Hi, I have a 150+ year old house. I had a fire which was contained to one room and there was no structural damage. However there is smoke and water damage to most of the house. My problem is a county inspector. As I said there was no structural damage. The scope of work being done is pretty much limited to replacing the windows the fire department broke, replacing 80 percent of the sheet rock in the house, replacing the insulation and replacing the electric on the second floor. The contractor had an inspector in the house this week to ask about replacing the windows because there are no headers and the openings need to be re sized to meet egress code. While there the inspector started taking note of exposed joists in my living room. An area not involved in any way with the fire or the restoration work. The inspector told my contractor he would fail the house if the joists were not "taken care of".

First does the inspector have general license to inspect the whole house? Things beyond the scope of work?

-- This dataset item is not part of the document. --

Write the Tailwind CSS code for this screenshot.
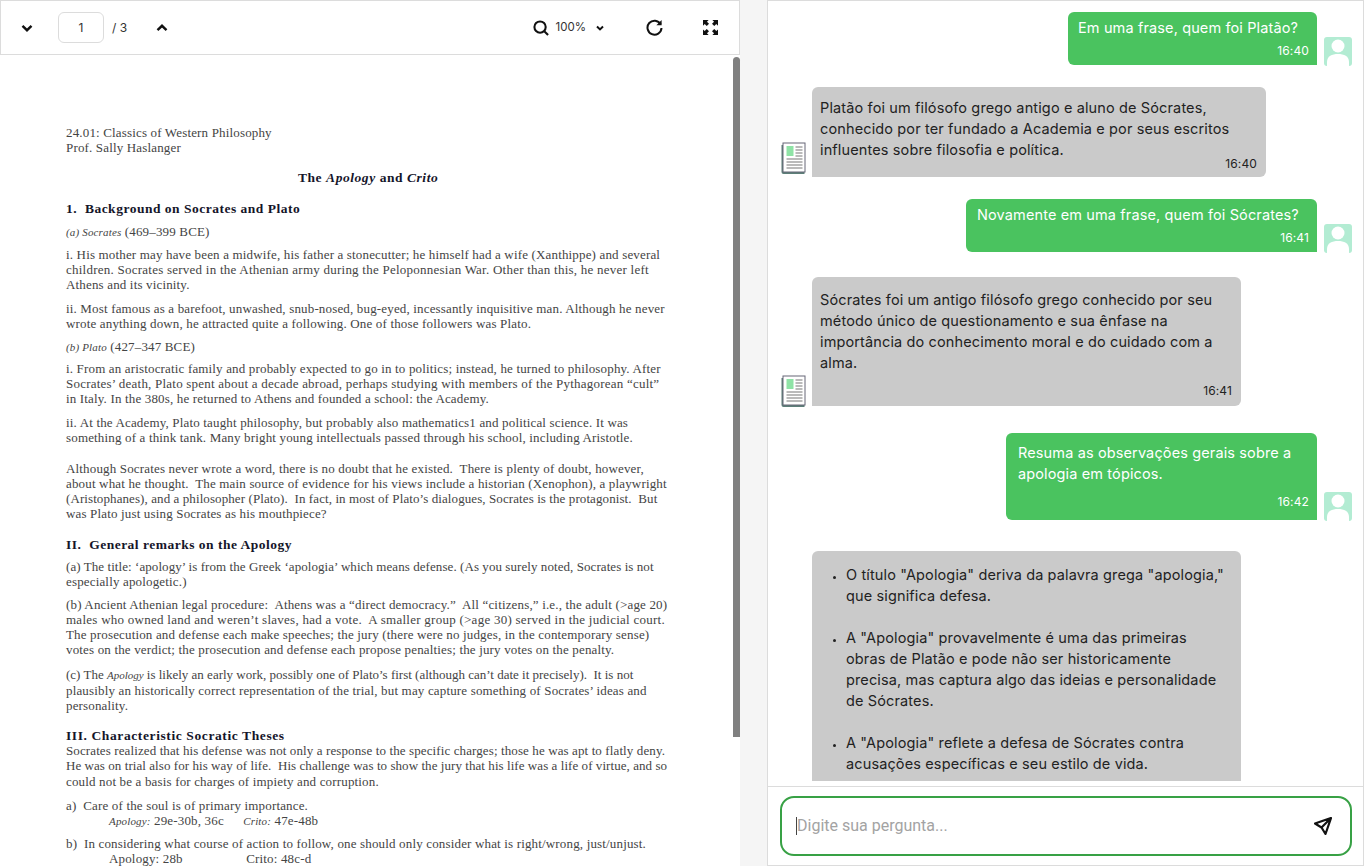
<!DOCTYPE html>
<html lang="pt-BR">
<head>
    <meta charset="UTF-8">
    <meta name="viewport" content="width=device-width, initial-scale=1.0">
    <title>Chat PDF</title>
    <script src="https://cdn.jsdelivr.net/npm/@tailwindcss/browser@4"></script>
</head>
<body class="bg-[#f5f5f5] h-[866px] w-[1364px] overflow-hidden flex font-['Inter',sans-serif]">
    <!-- pdf viewer -->
    <div class="w-[740px] h-full flex flex-col bg-white relative">
        <div class="h-[55px] shrink-0 border border-[#dcdcdc] flex items-center bg-white">
            <svg class="ml-[20px] w-[12px] h-[12px]" viewBox="0 0 12 12" fill="none" stroke="#111" stroke-width="2.4"><path d="M1.5 3.8 6 8.2l4.5-4.4"/></svg>
            <div class="ml-[25px] w-[46px] h-[31px] border border-[#dcdcdc] rounded-md flex items-center justify-center text-xs text-[#333]">1</div>
            <span class="ml-[8px] text-xs text-[#333]">/ 3</span>
            <svg class="ml-[29px] w-[12px] h-[12px]" viewBox="0 0 12 12" fill="none" stroke="#111" stroke-width="2.4"><path d="M1.5 8.2 6 3.8l4.5 4.4"/></svg>
            <svg class="ml-auto w-[16px] h-[16px]" viewBox="0 0 17 17" fill="none" stroke="#111" stroke-width="2.200"><circle cx="7.500" cy="7.500" r="6"/><path d="m12 12 4 4"/></svg>
            <span class="ml-[7px] text-[11.5px] text-[#333]">100%</span>
            <svg class="ml-[10px] w-[8px] h-[8px]" viewBox="0 0 12 12" fill="none" stroke="#111" stroke-width="3"><path d="M1.5 3.800 6 8.200l4.500-4.400"/></svg>
            <svg class="ml-[42px] w-[17px] h-[17px]" viewBox="0 0 17 17" fill="none" stroke="#111" stroke-width="2"><path d="M14.600 5.200A7 7 0 1 0 15.500 9"/><path d="M15.600 1v5.200h-5.200" fill="#111" stroke="none"/></svg>
            <svg class="ml-[40px] mr-[21px] w-[15px] h-[15px]" viewBox="0 0 16 16" fill="#111"><path d="M0 0h6L4.200 1.800 6.400 4 4 6.400 1.800 4.200 0 6zM16 0v6l-1.800-1.800L12 6.400 9.600 4l2.200-2.200L10 0zM0 16v-6l1.800 1.800L4 9.600 6.400 12l-2.200 2.200L6 16zM16 16h-6l1.800-1.800L9.600 12 12 9.600l2.200 2.200L16 10z"/></svg>
        </div>
        <div class="flex-1 overflow-hidden pl-[66px] pt-[70px] font-['Liberation_Serif',serif] text-[13px] leading-[15px] text-[#444] whitespace-nowrap tracking-[0.16px]">
            <p>24.01: Classics of Western Philosophy</p>
            <p>Prof. Sally Haslanger</p>
            <p class="mt-[15px] ml-[232px] font-bold text-[13.5px] tracking-[0.55px] text-[#15152a]">The <i>Apology</i> and <i>Crito</i></p>
            <p class="mt-[16px] font-bold text-[13.5px] tracking-[0.5px] text-[#15152a]">1.&nbsp; Background on Socrates and Plato</p>
            <p class="mt-[8px]"><i class="text-[11px]">(a) Socrates</i> (469–399 BCE)</p>
            <p class="mt-[7px]">i. His mother may have been a midwife, his father a stonecutter; he himself had a wife (Xanthippe) and several</p>
            <p class="tracking-[0.24px]">children. Socrates served in the Athenian army during the Peloponnesian War. Other than this, he never left</p>
            <p>Athens and its vicinity.</p>
            <p class="mt-[9px]">ii. Most famous as a barefoot, unwashed, snub-nosed, bug-eyed, incessantly inquisitive man. Although he never</p>
            <p>wrote anything down, he attracted quite a following. One of those followers was Plato.</p>
            <p class="mt-[8px]"><i class="text-[11px]">(b) Plato</i> (427–347 BCE)</p>
            <p class="mt-[6px]">i. From an aristocratic family and probably expected to go in to politics; instead, he turned to philosophy. After</p>
            <p class="tracking-[0.22px]">Socrates’ death, Plato spent about a decade abroad, perhaps studying with members of the Pythagorean “cult”</p>
            <p>in Italy. In the 380s, he returned to Athens and founded a school: the Academy.</p>
            <p class="mt-[9px]">ii. At the Academy, Plato taught philosophy, but probably also mathematics1 and political science. It was</p>
            <p>something of a think tank. Many bright young intellectuals passed through his school, including Aristotle.</p>
            <p class="mt-[16px]">Although Socrates never wrote a word, there is no doubt that he existed.&nbsp; There is plenty of doubt, however,</p>
            <p>about what he thought.&nbsp; The main source of evidence for his views include a historian (Xenophon), a playwright</p>
            <p class="tracking-[0.09px]">(Aristophanes), and a philosopher (Plato).&nbsp; In fact, in most of Plato’s dialogues, Socrates is the protagonist.&nbsp; But</p>
            <p>was Plato just using Socrates as his mouthpiece?</p>
            <p class="mt-[16px] font-bold text-[13.5px] tracking-[0.5px] text-[#15152a]">II.&nbsp; General remarks on the Apology</p>
            <p class="mt-[7px] tracking-[0.07px]">(a) The title: ‘apology’ is from the Greek ‘apologia’ which means defense. (As you surely noted, Socrates is not</p>
            <p>especially apologetic.)</p>
            <p class="mt-[8px]">(b) Ancient Athenian legal procedure:&nbsp; Athens was a “direct democracy.”&nbsp; All “citizens,” i.e., the adult (&gt;age 20)</p>
            <p class="tracking-[0.26px]">males who owned land and weren’t slaves, had a vote.&nbsp; A smaller group (&gt;age 30) served in the judicial court.</p>
            <p>The prosecution and defense each make speeches; the jury (there were no judges, in the contemporary sense)</p>
            <p>votes on the verdict; the prosecution and defense each propose penalties; the jury votes on the penalty.</p>
            <p class="mt-[10px] tracking-[0px]">(c) The <i class="text-[11px]">Apology</i> is likely an early work, possibly one of Plato’s first (although can’t date it precisely).&nbsp; It is not</p>
            <p>plausibly an historically correct representation of the trial, but may capture something of Socrates’ ideas and</p>
            <p>personality.</p>
            <p class="mt-[15px] font-bold text-[13.5px] tracking-[0.6px] text-[#15152a]">III. Characteristic Socratic Theses</p>
            <p class="tracking-[0.11px]">Socrates realized that his defense was not only a response to the specific charges; those he was apt to flatly deny.</p>
            <p class="tracking-[0.06px]">He was on trial also for his way of life.&nbsp; His challenge was to show the jury that his life was a life of virtue, and so</p>
            <p class="mt-[1px]">could not be a basis for charges of impiety and corruption.</p>
            <p class="mt-[9px]">a)&nbsp; Care of the soul is of primary importance.</p>
            <p class="ml-[43px]"><i class="text-[11px]">Apology:</i> 29e-30b, 36c <span class="ml-[16px]"><i class="text-[11px]">Crito:</i> 47e-48b</span></p>
            <p class="mt-[7px]">b)&nbsp; In considering what course of action to follow, one should only consider what is right/wrong, just/unjust.</p>
            <p class="ml-[43px]">Apology: 28b <span class="ml-[60px]">Crito: 48c-d</span></p>
        </div>
        <div class="absolute left-[733px] top-[57px] w-[7px] h-[680px] rounded-t-full bg-[#808080]"></div>
    </div>

    <!-- chat -->
    <div class="ml-[27px] w-[597px] h-full flex flex-col bg-white border border-[#dcdcdc]">
        <div class="h-[780px] shrink-0 overflow-hidden pt-[11px] pl-[13px] pr-[11px] flex flex-col text-[14.5px] tracking-[0.13px] leading-[21px]">
            <div class="flex justify-end items-end gap-[7px]">
                <div class="w-[249px] h-[53px] bg-[#4ac35f] text-white rounded-t-md rounded-bl-md px-[10px] pt-[5px]">
                    <p>Em uma frase, quem foi Platão?</p>
                    <p class="text-xs text-right leading-[16px] mt-[5px] -mr-[2px]">16:40</p>
                </div>
                <svg class="w-[28px] h-[29px] -mb-px" viewBox="0 0 28 29"><rect width="28" height="29" rx="3" fill="#b3ecd3"/><circle cx="14" cy="9" r="6.500" fill="#fff"/><path d="M3 29v-4c0-6 5-8 11-8s11 2 11 8v4z" fill="#fff"/></svg>
            </div>
            <div class="flex items-end gap-[6px] mt-[22px]">
                <svg class="-ml-px w-[26px] h-[33px] mb-[2px]" viewBox="0 0 25 33"><path d="M1 3h23v29H3a2 2 0 0 1-2-2z" fill="#5c7f78"/><rect x="2.500" y="1" width="22" height="29" fill="#fff" stroke="#667" stroke-width="1"/><rect x="6" y="4" width="7" height="10" fill="#8fe3a6"/><path d="M15 5h7M15 8h7M15 11h7M15 14h7M6 17h16M6 20h16M6 23h16M6 26h16" stroke="#777" stroke-width="1.200"/></svg>
                <div class="w-[454px] h-[90px] bg-[#cacaca] text-[#222] rounded-t-md rounded-br-md pl-[8px] pr-[9px] pt-[10px]">
                    <p>Platão foi um filósofo grego antigo e aluno de Sócrates, conhecido por ter fundado a Academia e por seus escritos influentes sobre filosofia e política.</p>
                    <p class="text-xs text-right leading-[14px] -mt-[3px]">16:40</p>
                </div>
            </div>
            <div class="flex justify-end items-end gap-[7px] mt-[22px]">
                <div class="w-[351px] h-[53px] bg-[#4ac35f] text-white rounded-t-md rounded-bl-md px-[11px] pt-[5px]">
                    <p>Novamente em uma frase, quem foi Sócrates?</p>
                    <p class="text-xs text-right leading-[16px] mt-[5px] -mr-[3px]">16:41</p>
                </div>
                <svg class="w-[28px] h-[29px] -mb-px" viewBox="0 0 28 29"><rect width="28" height="29" rx="3" fill="#b3ecd3"/><circle cx="14" cy="9" r="6.500" fill="#fff"/><path d="M3 29v-4c0-6 5-8 11-8s11 2 11 8v4z" fill="#fff"/></svg>
            </div>
            <div class="flex items-end gap-[6px] mt-[25px]">
                <svg class="-ml-px w-[26px] h-[33px] mb-[-2px]" viewBox="0 0 25 33"><path d="M1 3h23v29H3a2 2 0 0 1-2-2z" fill="#5c7f78"/><rect x="2.500" y="1" width="22" height="29" fill="#fff" stroke="#667" stroke-width="1"/><rect x="6" y="4" width="7" height="10" fill="#8fe3a6"/><path d="M15 5h7M15 8h7M15 11h7M15 14h7M6 17h16M6 20h16M6 23h16M6 26h16" stroke="#777" stroke-width="1.200"/></svg>
                <div class="w-[429px] h-[129px] bg-[#cacaca] text-[#222] rounded-t-md rounded-br-md pl-[8px] pr-[9px] pt-[12px]">
                    <p>Sócrates foi um antigo filósofo grego conhecido por seu método único de questionamento e sua ênfase na importância do conhecimento moral e do cuidado com a alma.</p>
                    <p class="text-xs text-right leading-[16px] mt-[10px]">16:41</p>
                </div>
            </div>
            <div class="flex justify-end items-end gap-[7px] mt-[27px]">
                <div class="w-[311px] h-[87px] bg-[#4ac35f] text-white rounded-t-md rounded-bl-md px-[12px] pt-[9px]">
                    <p>Resuma as observações gerais sobre a apologia em tópicos.</p>
                    <p class="text-xs text-right leading-[16px] mt-[10px] -mr-[4px]">16:42</p>
                </div>
                <svg class="w-[28px] h-[29px] -mb-px" viewBox="0 0 28 29"><rect width="28" height="29" rx="3" fill="#b3ecd3"/><circle cx="14" cy="9" r="6.500" fill="#fff"/><path d="M3 29v-4c0-6 5-8 11-8s11 2 11 8v4z" fill="#fff"/></svg>
            </div>
            <div class="mt-[31px] ml-[31px] w-[429px] h-[260px] shrink-0 bg-[#cacaca] text-[#222] rounded-t-md pl-[34px] pr-[14px] pt-[13px]">
                <ul class="list-disc marker:text-[10px]">
                    <li>O título "Apologia" deriva da palavra grega "apologia," que significa defesa.</li>
                    <li class="mt-[21px]">A "Apologia" provavelmente é uma das primeiras obras de Platão e pode não ser historicamente precisa, mas captura algo das ideias e personalidade de Sócrates.</li>
                    <li class="mt-[21px]">A "Apologia" reflete a defesa de Sócrates contra acusações específicas e seu estilo de vida.</li>
                </ul>
            </div>
        </div>
        <div class="flex-1 border-t border-[#dcdcdc] mt-[5px] pl-[12px] pr-[11px] pt-[9px]">
            <div class="h-[60px] border-2 border-[#38a145] rounded-[14px] flex items-center pl-[14px] pr-[18px] font-['Roboto',sans-serif] text-[16px] text-[#a3a3a3]">
                <span class="w-px h-[18px] bg-[#444]"></span>
                <span>Digite sua pergunta...</span>
                <svg class="ml-auto w-[18px] h-[18px]" viewBox="0 0 18 18" fill="none" stroke="#111" stroke-width="2.200" stroke-linejoin="round"><path d="M17 1 1 6.500 7.500 10.500 11.500 17zM17 1 7.500 10.500"/></svg>
            </div>
        </div>
    </div>
</body>
</html>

Second, I "see" what the inspector is seeing but believe his conclusions to be wrong. What the inspector sees are exposed joists in my living room. They are true 2x6's that were the bottom cord of the old trusses from when the house was a single story. About 1920 a second story was added. The trusses were cut leaving only the lower cord. On top of the lower cord 3/4 tongue and groove pine was placed creating the living room ceiling. In line with the left in lower cords and on top of the 3/4 tng 4x6's were placed. On top of the 4x6's the second floor flooring was placed-- also 3/4 tng. What the inspector is seeing is sag in the older 2x6's. About 1.5" at the center of the span-- that sag has been there the 16 years I have owned the house. However there is no corresponding sag in the the floor above because it is on the 4x6's. The inspector says the 2x6's are structural, does not care that the 2nd floor is supported by the 4x6's and I contend the 2x6's are not truly structural and if they were the floor above would sag . The span of the room is 18', I know that exceeds modern standards but it has been there for 100 years. There is no bounce to the second floor and no sag.

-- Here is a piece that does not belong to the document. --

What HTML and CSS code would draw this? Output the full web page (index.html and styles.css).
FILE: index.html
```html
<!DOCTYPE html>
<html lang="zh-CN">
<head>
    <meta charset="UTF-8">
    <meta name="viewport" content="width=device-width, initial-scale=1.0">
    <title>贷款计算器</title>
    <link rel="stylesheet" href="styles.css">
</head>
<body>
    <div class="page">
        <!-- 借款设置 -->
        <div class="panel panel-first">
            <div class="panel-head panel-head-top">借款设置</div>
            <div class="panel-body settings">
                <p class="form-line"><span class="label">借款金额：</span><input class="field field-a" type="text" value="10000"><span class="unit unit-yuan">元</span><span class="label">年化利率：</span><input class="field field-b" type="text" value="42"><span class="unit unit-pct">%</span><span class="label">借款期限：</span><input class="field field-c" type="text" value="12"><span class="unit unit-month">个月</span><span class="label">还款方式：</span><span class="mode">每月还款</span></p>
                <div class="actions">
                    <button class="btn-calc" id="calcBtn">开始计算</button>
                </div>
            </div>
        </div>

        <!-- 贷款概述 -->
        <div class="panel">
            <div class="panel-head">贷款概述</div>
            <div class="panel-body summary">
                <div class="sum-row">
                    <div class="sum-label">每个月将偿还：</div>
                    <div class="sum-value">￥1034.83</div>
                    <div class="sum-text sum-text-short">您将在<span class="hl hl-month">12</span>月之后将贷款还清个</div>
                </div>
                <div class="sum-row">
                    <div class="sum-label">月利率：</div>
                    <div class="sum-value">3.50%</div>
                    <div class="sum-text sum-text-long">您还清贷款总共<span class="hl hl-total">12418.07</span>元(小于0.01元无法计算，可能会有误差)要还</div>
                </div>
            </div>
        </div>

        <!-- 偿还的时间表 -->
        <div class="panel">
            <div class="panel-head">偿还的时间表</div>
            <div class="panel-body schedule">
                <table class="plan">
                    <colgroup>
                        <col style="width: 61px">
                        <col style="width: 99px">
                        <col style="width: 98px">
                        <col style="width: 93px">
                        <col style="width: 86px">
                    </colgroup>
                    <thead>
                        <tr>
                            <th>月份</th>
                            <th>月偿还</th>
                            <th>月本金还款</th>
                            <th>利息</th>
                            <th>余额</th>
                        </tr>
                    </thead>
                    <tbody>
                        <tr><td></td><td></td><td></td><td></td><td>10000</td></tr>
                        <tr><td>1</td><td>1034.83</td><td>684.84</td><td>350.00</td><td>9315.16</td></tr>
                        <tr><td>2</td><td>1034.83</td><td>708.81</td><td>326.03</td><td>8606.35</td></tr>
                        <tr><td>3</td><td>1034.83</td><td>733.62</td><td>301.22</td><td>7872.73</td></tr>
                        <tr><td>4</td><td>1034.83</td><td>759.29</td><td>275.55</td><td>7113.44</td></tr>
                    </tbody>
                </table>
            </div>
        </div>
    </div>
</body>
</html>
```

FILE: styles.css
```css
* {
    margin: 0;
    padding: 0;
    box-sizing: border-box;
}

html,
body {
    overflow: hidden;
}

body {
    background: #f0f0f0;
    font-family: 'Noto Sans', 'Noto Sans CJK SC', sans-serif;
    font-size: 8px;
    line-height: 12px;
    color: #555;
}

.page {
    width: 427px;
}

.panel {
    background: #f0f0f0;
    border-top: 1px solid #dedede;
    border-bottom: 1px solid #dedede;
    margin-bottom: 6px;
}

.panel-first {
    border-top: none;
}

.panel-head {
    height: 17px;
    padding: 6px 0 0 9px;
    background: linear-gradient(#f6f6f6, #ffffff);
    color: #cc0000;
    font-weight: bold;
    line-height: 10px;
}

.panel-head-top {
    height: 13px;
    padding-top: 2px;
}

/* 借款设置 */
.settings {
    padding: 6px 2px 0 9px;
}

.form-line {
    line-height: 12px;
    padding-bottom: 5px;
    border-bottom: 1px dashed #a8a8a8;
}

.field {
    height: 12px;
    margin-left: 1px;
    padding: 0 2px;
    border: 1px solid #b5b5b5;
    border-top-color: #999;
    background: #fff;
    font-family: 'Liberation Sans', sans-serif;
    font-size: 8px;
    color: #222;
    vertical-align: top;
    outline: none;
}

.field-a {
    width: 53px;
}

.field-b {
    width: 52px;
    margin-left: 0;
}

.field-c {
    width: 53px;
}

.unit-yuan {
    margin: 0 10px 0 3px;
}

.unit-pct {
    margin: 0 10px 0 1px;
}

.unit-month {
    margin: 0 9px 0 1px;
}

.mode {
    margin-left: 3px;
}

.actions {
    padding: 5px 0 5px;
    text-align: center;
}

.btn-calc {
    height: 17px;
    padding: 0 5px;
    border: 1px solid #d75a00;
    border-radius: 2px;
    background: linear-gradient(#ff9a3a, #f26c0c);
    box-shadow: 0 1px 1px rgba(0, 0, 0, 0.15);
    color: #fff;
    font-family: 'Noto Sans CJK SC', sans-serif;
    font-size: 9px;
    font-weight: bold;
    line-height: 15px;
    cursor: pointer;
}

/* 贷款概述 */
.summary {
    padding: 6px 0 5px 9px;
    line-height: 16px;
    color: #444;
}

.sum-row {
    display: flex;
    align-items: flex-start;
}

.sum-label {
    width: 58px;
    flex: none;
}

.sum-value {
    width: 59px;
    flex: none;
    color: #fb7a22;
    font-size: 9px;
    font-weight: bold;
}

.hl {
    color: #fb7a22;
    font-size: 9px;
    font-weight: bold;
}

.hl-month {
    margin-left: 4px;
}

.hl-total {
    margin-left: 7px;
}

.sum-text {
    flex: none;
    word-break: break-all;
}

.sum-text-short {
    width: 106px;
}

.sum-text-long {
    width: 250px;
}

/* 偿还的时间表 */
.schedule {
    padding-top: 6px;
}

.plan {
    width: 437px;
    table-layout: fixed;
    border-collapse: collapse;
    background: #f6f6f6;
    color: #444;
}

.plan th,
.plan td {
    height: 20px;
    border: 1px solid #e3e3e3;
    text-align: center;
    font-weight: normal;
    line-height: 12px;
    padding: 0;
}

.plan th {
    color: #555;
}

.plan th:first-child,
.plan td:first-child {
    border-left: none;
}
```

I have been renovating and fixing structural issues in this house for a decade. There is nothing wrong with it that I don't know about and there are no repairs for the fire restoration or structurally that I can not do. My understanding is I need an occupancy inspection by the county to reoccupy the house. Any one have any insight about that? I am thinking of firing the contractor and doing the repairs my self to get the inspector out of the loop. Because if he keeps looking there are real issues to find well beyond saggy cosmetic joists. So is that an option? If I take "pros" out of the loop will the county leave me alone? Outside of the windows all the work is inside.

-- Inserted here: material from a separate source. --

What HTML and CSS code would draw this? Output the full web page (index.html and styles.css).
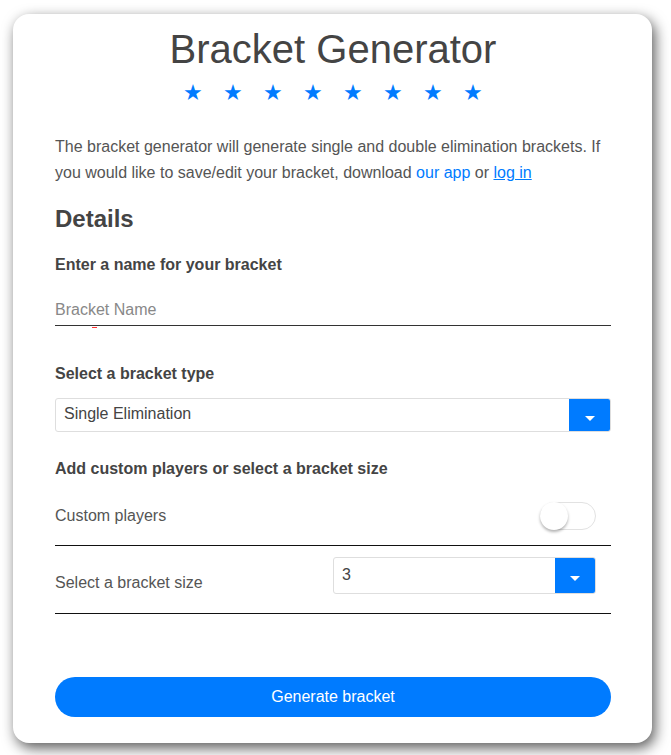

If it matters I am in Baltimore County MD. And my insurance company says structural issues found by the county not caused by the fire are not covered.

As said above the house is very old. It appears to have been built in at least 5 stages from two single room buildings. Those two original buildings are the living room and dining room of the house as of today. There are 4 different foundations under the house. There is a lot of unorthodox construction due to being built in stages over the course of 75-100 years. But most of the major issues I have taken care of-- I had to replace 30' of exterior wall framing about 8 years ago after removing sheet rock to renovate the kitchen. So I have been taking care of the issues as I see them but really do not need the county snooping aound.


Last edited by sjbode; 03-01-2014 at 10:45 AM.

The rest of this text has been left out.